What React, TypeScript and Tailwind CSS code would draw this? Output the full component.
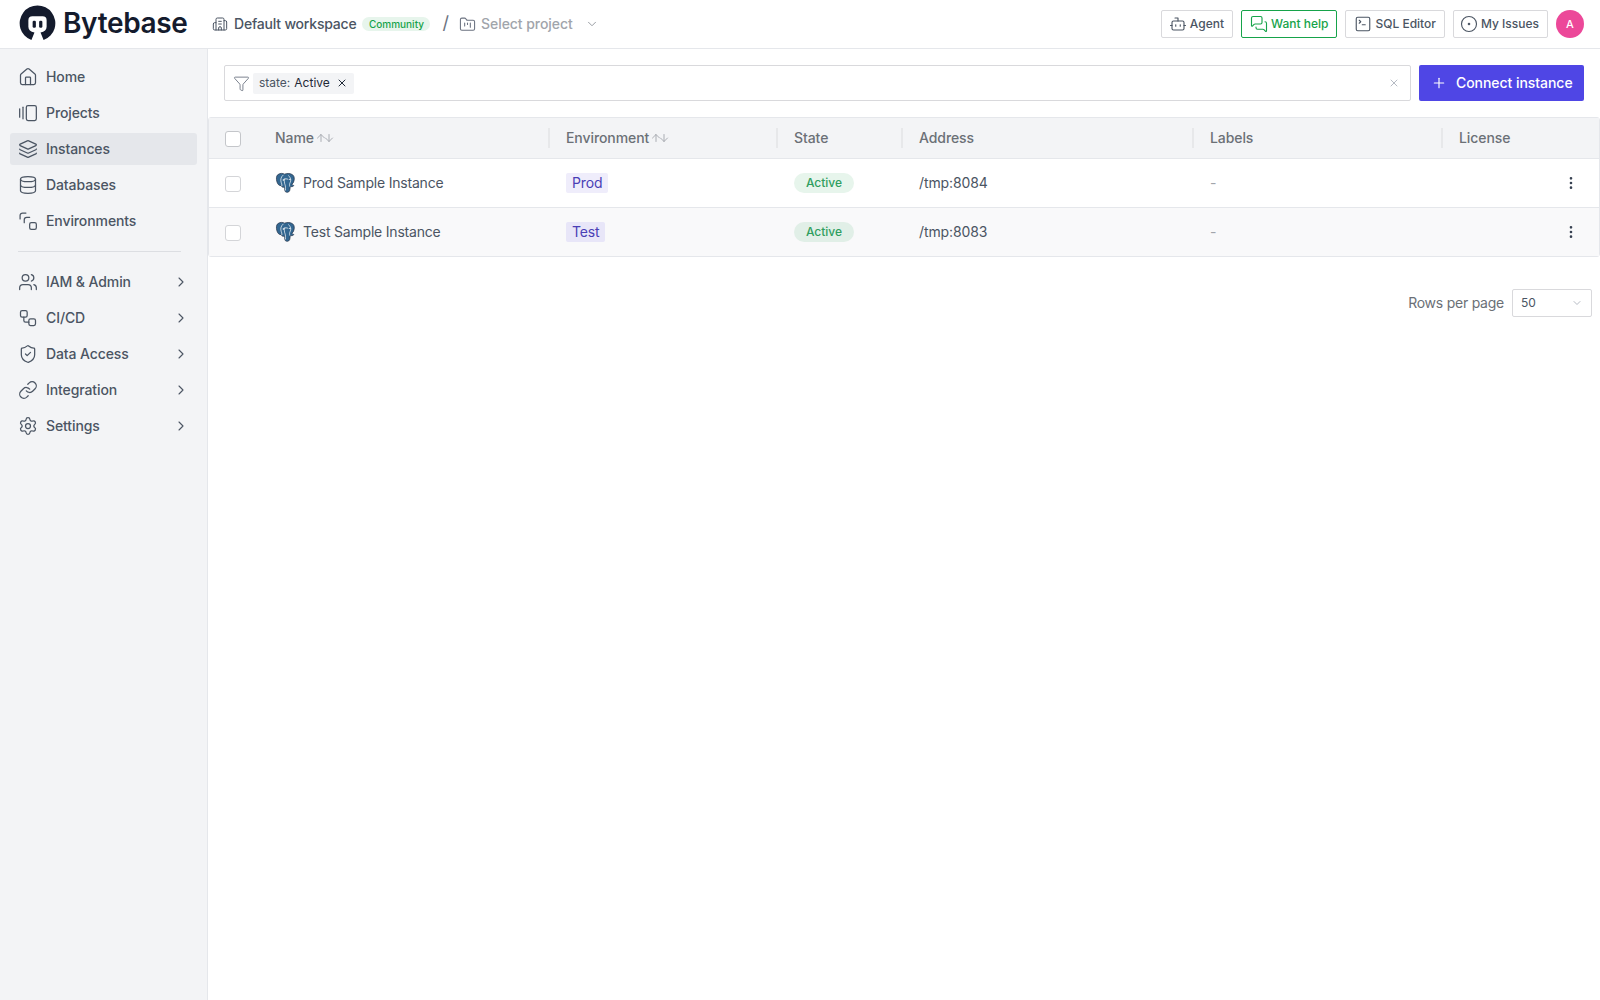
import {
  House, GalleryHorizontalEnd, Layers, Database, Users, Workflow, ShieldCheck, Link, Settings,
  ChevronRight, ChevronDown, Bot, MessagesSquare, SquareTerminal, CircleDot, Building2, FolderKanban,
  Funnel, X, Plus, EllipsisVertical, ArrowUp, ArrowDown,
} from "lucide-react";

function Logo() {
  return (
    <svg width="37" height="36" viewBox="0 0 36 35.5" className="mb-[2px] shrink-0">
      <path
        fill="#141b2d"
        d="M12 34.6 A17.6 17.6 0 1 1 24 34.6 L21 27 C25 26.5 27 24.5 27 21.5 V15 A4 4 0 0 0 23 11 H13 A4 4 0 0 0 9 15 V21.5 C9 24.5 11 26.5 15 27 Z"
      />
      <rect x="13.2" y="15.5" width="3.2" height="7" rx="1.3" fill="#141b2d" />
      <rect x="19.6" y="15.5" width="3.2" height="7" rx="1.3" fill="#141b2d" />
    </svg>
  );
}

function EnvIcon({ size = 20, strokeWidth = 1.5, className = "" }: { size?: number; strokeWidth?: number; className?: string }) {
  return (
    <svg width={size} height={size} viewBox="0 0 24 24" fill="none" stroke="currentColor" strokeWidth={strokeWidth} strokeLinecap="round" strokeLinejoin="round" className={className}>
      <path d="M9.5 2.5H5.5a3 3 0 0 0-3 3v4" />
      <path d="M14 7.5h-3.5a3 3 0 0 0-3 3V14" />
      <rect x="14" y="14" width="8" height="8" rx="2" />
    </svg>
  );
}

function Postgres() {
  return (
    <svg width="21" height="22" viewBox="0 0 24 25" className="shrink-0">
      <path
        fill="#336791"
        stroke="#1f2f46"
        strokeWidth="0.8"
        d="M3 3.2C5.5 1 9 1.2 11 2.4c2-.9 6-1.4 9 .6 2.6 1.9 2.4 5.6 1.2 8.4-.4 1-1 1.9-1.8 2.2-.1 1 .9 1.4 1.8 1.6.8.8-1.6 2-3.6 1.2-.5 2-.5 4.2-1 5.2-.8 1.6-3.4 2-4.6 1-1-1-1-3.5-1.1-5.4-1.6.6-3.6-.2-3.8-1.8C5 16 2.8 14 2 10.5 1.4 7.6 1.4 4.8 3 3.2Z"
      />
      <path
        fill="none"
        stroke="#ffffff"
        strokeWidth="0.8"
        strokeLinecap="round"
        d="M9.4 3.4C6.9 5.2 6 8.6 7 11.6c.4 1.4 1.2 2.4 1 4M10.4 8c1.4-.5 3-.4 4.4.2M11 8.2c-.6 2-.4 4.2.4 6 .8 1.6.4 4.2.6 6.4M15.6 4.2c2.6 2.2 3 5.4 1.6 8-.6 1.2-.8 2.6-.4 4"
      />
      <circle cx="9.6" cy="9" r="0.9" fill="#ffffff" />
      <circle cx="17" cy="8.4" r="0.8" fill="#ffffff" />
    </svg>
  );
}

function NavItem({ icon: Icon, label, active, chevron }: { icon: any; label: string; active?: boolean; chevron?: boolean }) {
  return (
    <div className={`flex h-8 items-center rounded-[3px] pl-2 pr-2 ${active ? "bg-[#e5e7eb]" : ""}`}>
      <Icon size={20} strokeWidth={1.5} className="shrink-0 text-[#4b5563]" />
      <span className="mb-[2px] ml-2 flex-1 text-[14px] font-medium tracking-[-0.1px] text-[#4b5563]">{label}</span>
      {chevron && <ChevronRight size={16} strokeWidth={1.6} className="text-[#4b5563]" />}
    </div>
  );
}

function TopButton({ icon: Icon, label, green, pl = "pl-[7px]" }: { icon: any; label: string; green?: boolean; pl?: string }) {
  return (
    <div
      className={`flex h-7 items-center justify-center gap-[3px] rounded-[2px] border bg-white pr-2 text-[12px] font-medium ${pl} ${
        green ? "border-[#16a34a] text-[#16a34a]" : "border-[#d9d9dc] text-[#4b5563]"
      }`}
    >
      <Icon size={18} strokeWidth={1.5} className="shrink-0" />
      <span className="mb-[1px]">{label}</span>
    </div>
  );
}

function Sort() {
  return (
    <span className="ml-px flex items-center text-[#a1a5ab]">
      <ArrowUp size={12} strokeWidth={1.8} className="-mr-[4px]" />
      <ArrowDown size={12} strokeWidth={1.8} />
    </span>
  );
}

function Checkbox({ strong }: { strong?: boolean }) {
  return <span className={`mt-px block h-4 w-4 rounded-[3px] border-[1.5px] bg-white ${strong ? "border-[#c4c6ca]" : "border-[#d4d5d8]"}`} />;
}

const gridCols = "grid grid-cols-[49px_290px_228px_125px_291px_249px_1fr]";

function HeadCell({ label, sort, first }: { label: string; sort?: boolean; first?: boolean }) {
  return (
    <div className="flex h-full items-center">
      <span className={`h-5 w-[2px] shrink-0 ${first ? "" : "bg-[#e7e8ea]"}`} />
      <span className={`mb-[2px] text-[14px] font-medium tracking-[-0.08px] text-[#6b7076] ${first ? "ml-[15px]" : "ml-4"}`}>{label}</span>
      {sort && <Sort />}
    </div>
  );
}

function Row({ name, env, addr, shade }: { name: string; env: string; addr: string; shade?: boolean }) {
  return (
    <div className={`${gridCols} items-center ${shade ? "h-12 bg-[#f9f9fa]" : "h-[49px] border-b border-[#e5e7eb] bg-white"}`}>
      <div className="pl-[16px]">
        <Checkbox />
      </div>
      <div className="flex items-center pl-[17px]">
        <Postgres />
        <span className="mb-[2px] ml-[7px] text-[14px] tracking-[-0.2px] text-[#4b5563]">{name}</span>
      </div>
      <div className="flex pl-[18px]">
        <span className={`h-5 rounded-[2px] px-[6px] text-[14px] leading-5 tracking-[-0.15px] text-[#4a3fb5] ${shade ? "bg-[#e8e6f8]" : "bg-[#efedfb]"}`}>{env}</span>
      </div>
      <div className="flex pl-[18px]">
        <span className={`flex h-5 w-[60px] items-center justify-center rounded-full text-[12px] font-medium text-[#2f9e5f] ${shade ? "bg-[#e1efe7]" : "bg-[#e7f5ec]"}`}>Active</span>
      </div>
      <div className="mb-[2px] pl-[18px] text-[14px] tracking-[-0.1px] text-[#4b5563]">{addr}</div>
      <div className="mb-[2px] pl-[18px] text-[14px] text-[#a1a5ab]">-</div>
      <div className="flex justify-end pr-[20px]">
        <EllipsisVertical size={16} strokeWidth={2} className="text-[#374151]" />
      </div>
    </div>
  );
}

export default function App() {
  return (
    <div className="flex h-[1000px] w-[1600px] flex-col overflow-hidden bg-white font-[family-name:Inter,sans-serif]">
      <header className="flex h-[49px] shrink-0 items-center border-b border-[#e5e7eb] pr-4 pl-[19px]">
        <Logo />
        <span className="ml-[7px] mb-[2px] w-[125px] text-[28px] leading-none font-semibold tracking-[-0.35px] text-[#141b2d]">Bytebase</span>
        <Building2 size={16} strokeWidth={1.5} className="ml-[24px] text-[#4b5563]" />
        <span className="mb-[2px] ml-[6px] text-[14px] font-medium tracking-[-0.2px] text-[#4b5563]">Default workspace</span>
        <span className="ml-[6px] flex h-[14px] w-[68px] items-center justify-center rounded-full bg-[#e7f5ec] text-[10px] font-medium text-[#16a34a]">Community</span>
        <span className="mb-[2px] ml-[12px] text-[18px] leading-none text-[#6b7280]">/</span>
        <FolderKanban size={17} strokeWidth={1.5} className="ml-[10px] text-[#6b7280]" />
        <span className="mb-[2px] ml-[5px] text-[14px] font-medium tracking-[-0.05px] text-[#a1a5ab]">Select project</span>
        <ChevronDown size={14} strokeWidth={1.5} className="ml-[12px] text-[#8a8f96]" />
        <div className="ml-auto flex items-center gap-2">
          <TopButton icon={Bot} label="Agent" />
          <TopButton icon={MessagesSquare} label="Want help" green pl="pl-2" />
          <TopButton icon={SquareTerminal} label="SQL Editor" pl="pl-2" />
          <TopButton icon={CircleDot} label="My Issues" pl="pl-[6px]" />
          <div className="flex h-7 w-7 items-center justify-center rounded-full bg-[#ec4899] text-[11px] font-medium text-white">A</div>
        </div>
      </header>
      <div className="flex min-h-0 flex-1">
        <aside className="w-[208px] shrink-0 border-r border-[#e5e7eb] bg-[#f3f4f6] px-[10px] pt-[12px]">
          <div className="flex flex-col gap-1">
            <NavItem icon={House} label="Home" />
            <NavItem icon={GalleryHorizontalEnd} label="Projects" />
            <NavItem icon={Layers} label="Instances" active />
            <NavItem icon={Database} label="Databases" />
            <NavItem icon={EnvIcon} label="Environments" />
          </div>
          <div className="my-[14px] mr-[16px] ml-2 h-px bg-[#dcdee2]" />
          <div className="flex flex-col gap-1">
            <NavItem icon={Users} label="IAM & Admin" chevron />
            <NavItem icon={Workflow} label="CI/CD" chevron />
            <NavItem icon={ShieldCheck} label="Data Access" chevron />
            <NavItem icon={Link} label="Integration" chevron />
            <NavItem icon={Settings} label="Settings" chevron />
          </div>
        </aside>
        <main className="min-w-0 flex-1 pt-4">
          <div className="flex gap-2 px-4">
            <div className="flex h-9 flex-1 items-center rounded-[2px] border border-[#d9d9dc] pr-[10px] pl-2">
              <Funnel size={17} strokeWidth={1.25} className="text-[#6b7280]" />
              <div className="ml-[3px] flex h-[21px] items-center gap-1 rounded-[2px] bg-[#f3f4f6] pr-[6px] pl-[6px] text-[12px]">
                <span className="text-[#4b5563]">state:</span>
                <span className="text-[#1f2937]">Active</span>
                <X size={12} strokeWidth={2} className="ml-[2px] text-[#1f2937]" />
              </div>
              <X size={12} strokeWidth={1.5} className="ml-auto text-[#9ca3af]" />
            </div>
            <div className="flex h-9 w-[165px] items-center rounded-[2px] bg-[#4f46e5] pl-3 text-[14px] font-medium text-white">
              <Plus size={16} strokeWidth={1.75} />
              <span className="mb-[2px] ml-[9px] tracking-[-0.05px]">Connect instance</span>
            </div>
          </div>
          <div className="mt-4 rounded-[3px] border border-[#e5e7eb]">
            <div className={`${gridCols} h-[41px] items-center border-b border-[#e5e7eb] bg-[#f3f4f6]`}>
              <div className="pl-[16px]">
                <Checkbox strong />
              </div>
              <HeadCell label="Name" sort first />
              <HeadCell label="Environment" sort />
              <HeadCell label="State" />
              <HeadCell label="Address" />
              <HeadCell label="Labels" />
              <HeadCell label="License" />
            </div>
            <Row name="Prod Sample Instance" env="Prod" addr="/tmp:8084" />
            <Row name="Test Sample Instance" env="Test" addr="/tmp:8083" shade />
          </div>
          <div className="mt-8 flex items-center justify-end gap-2 pr-2">
            <span className="mb-[2px] text-[14px] tracking-[-0.24px] text-[#6b7076]">Rows per page</span>
            <div className="flex h-7 w-[80px] items-center justify-between rounded-[2px] border border-[#d9d9dc] pr-2 pl-2 text-[12px] text-[#4b5563]">
              <span>50</span>
              <ChevronDown size={12} strokeWidth={1.5} className="text-[#9ca3af]" />
            </div>
          </div>
        </main>
      </div>
    </div>
  );
}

|---|

Each line in the data that holds the string "full" should be found and copied.

What React, TypeScript and Tailwind CSS code would draw this? Output the full component.
    <div className="flex h-full items-center">
        <span className={`flex h-5 w-[60px] items-center justify-center rounded-full text-[12px] font-medium text-[#2f9e5f] ${shade ? "bg-[#e1efe7]" : "bg-[#e7f5ec]"}`}>Active</span>
        <span className="ml-[6px] flex h-[14px] w-[68px] items-center justify-center rounded-full bg-[#e7f5ec] text-[10px] font-medium text-[#16a34a]">Community</span>
          <div className="flex h-7 w-7 items-center justify-center rounded-full bg-[#ec4899] text-[11px] font-medium text-white">A</div>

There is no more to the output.